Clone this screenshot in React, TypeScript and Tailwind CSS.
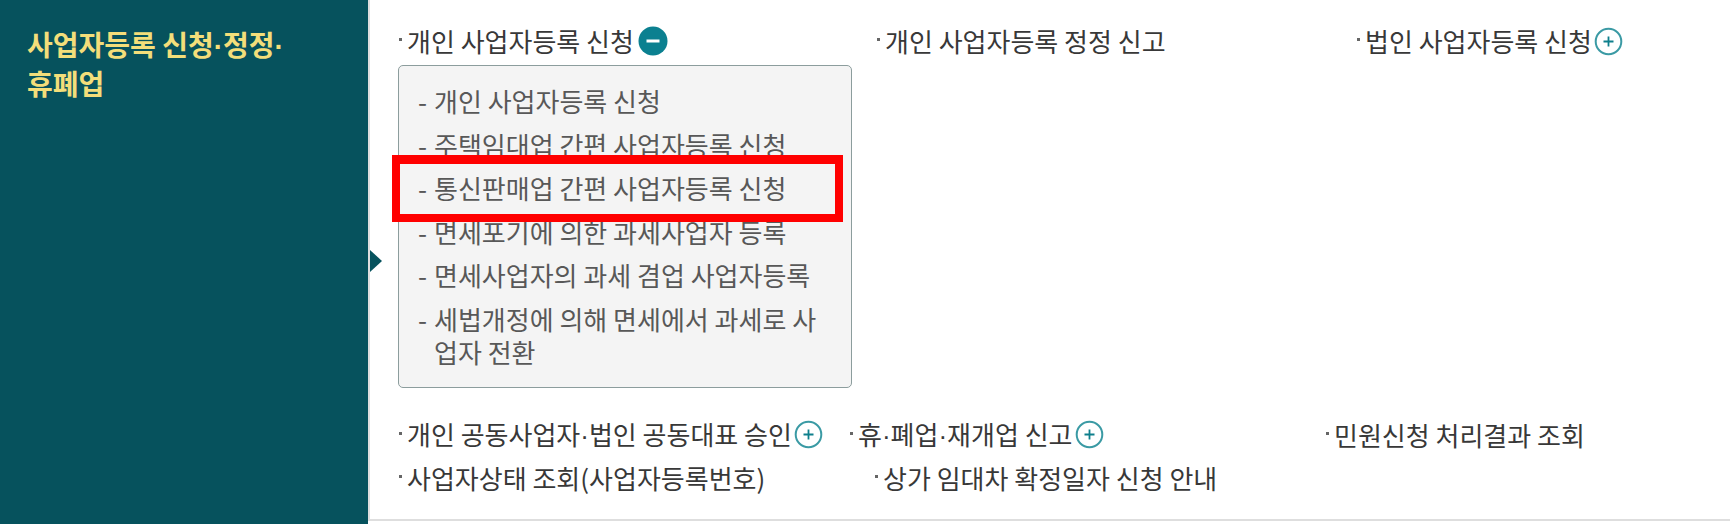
import React from "react";

const TEAL = "#06525d";

// narrow middle dot (the CJK font draws · full-width)
const Dot = () => <span style={{ fontFamily: '"Liberation Sans", sans-serif' }}>·</span>;

const Bullet = () => (
  <span className="ml-px mr-[5px] mb-[3px] inline-block h-[3px] w-[3px] shrink-0 bg-[#666]" />
);

const PlusIcon = () => (
  <svg width="29" height="29" viewBox="0 0 29 29" className="ml-[2px] shrink-0">
    <circle cx="14.5" cy="14.5" r="12.8" fill="#fff" stroke="#3a9aa4" strokeWidth="2" />
    <path d="M14.5 9.5v10M9.5 14.5h10" stroke="#0e7f8c" strokeWidth="1.8" />
  </svg>
);

const MinusIcon = () => (
  <svg width="30" height="30" viewBox="0 0 30 30" className="ml-[4px] shrink-0">
    <circle cx="15" cy="15" r="14.5" fill="#0b8090" />
    <rect x="8.5" y="13.5" width="13" height="3" fill="#fff" />
  </svg>
);

const Item = ({
  label,
  icon,
  width,
}: {
  label: React.ReactNode;
  icon?: "plus" | "minus";
  width?: string;
}) => (
  <div className={`flex h-[32px] items-center shrink-0 ${width ?? ""}`}>
    <Bullet />
    <span className="whitespace-nowrap">{label}</span>
    {icon === "plus" && <PlusIcon />}
    {icon === "minus" && <MinusIcon />}
  </div>
);

const subItems: React.ReactNode[] = [
  "개인 사업자등록 신청",
  "주택임대업 간편 사업자등록 신청",
  "통신판매업 간편 사업자등록 신청",
  "면세포기에 의한 과세사업자 등록",
  "면세사업자의 과세 겸업 사업자등록",
  <>
    세법개정에 의해 면세에서 과세로 사<br />
    업자 전환
  </>,
];

export default function App() {
  return (
    <div
      className="flex h-[524px] w-[1730px] overflow-hidden bg-white"
      style={{ fontFamily: '"Noto Sans CJK KR", "Noto Sans", sans-serif' }}
    >
      <aside className="h-full w-[368px] shrink-0 bg-[#06525d] pl-[27px] pt-[26px]">
        <h2 className="text-[28px] font-bold leading-[36px] text-[#f3de7a]">
          사업자등록 신청<Dot />정정<Dot />
          <br />
          휴폐업
        </h2>
      </aside>

      <div className="relative h-[521px] flex-1 border-b-2 border-l-2 border-[#dedede] pl-[28px] pt-[25px] text-[26px] leading-[32px] text-[#383838]">
        <span
          className="absolute left-0 top-[250px] h-0 w-0 border-y-[11px] border-l-[12px] border-y-transparent"
          style={{ borderLeftColor: TEAL }}
        />

        <div className="flex items-start">
          <div className="w-[478px] shrink-0">
            <Item label="개인 사업자등록 신청" icon="minus" />
            <div className="relative mt-[8px] w-[454px] rounded-[5px] border border-[#8c9d9d] bg-[#f4f4f4] pb-[19px] pl-[19px] pt-[18px] text-[#585858]">
              <ul className="flex flex-col gap-[10.5px] leading-[33px]">
                {subItems.map((s, i) => (
                  <li key={i} className="flex">
                    <span className="w-[16px] shrink-0">-</span>
                    <span className="whitespace-nowrap">{s}</span>
                  </li>
                ))}
              </ul>
              <div className="absolute left-[-7px] top-[89px] h-[67px] w-[451px] border-[8px] border-t-[9px] border-[#ff0000]" />
            </div>
          </div>
          <Item label="개인 사업자등록 정정 신고" width="w-[480px]" />
          <Item label="법인 사업자등록 신청" icon="plus" />
        </div>

        <div className="mt-[31px] flex items-start">
          <Item
            label={<>개인 공동사업자<Dot />법인 공동대표 승인</>}
            icon="plus"
            width="w-[451px]"
          />
          <Item label={<>휴<Dot />폐업<Dot />재개업 신고</>} icon="plus" width="w-[476px]" />
          <Item label="민원신청 처리결과 조회" />
        </div>

        <div className="mt-[11px] flex items-start">
          <Item label="사업자상태 조회(사업자등록번호)" width="w-[476px]" />
          <Item label="상가 임대차 확정일자 신청 안내" />
        </div>
      </div>
    </div>
  );
}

----------

> _WHAT THE TASK ASKS_
Leave out any pictures, please, and quote only the lines from the top of the data through the line that contains "const Dot = ()".

> _FULL SOLUTION_
Clone this screenshot in React, TypeScript and Tailwind CSS.
import React from "react";

const TEAL = "#06525d";

// narrow middle dot (the CJK font draws · full-width)
const Dot = () => <span style={{ fontFamily: '"Liberation Sans", sans-serif' }}>·</span>;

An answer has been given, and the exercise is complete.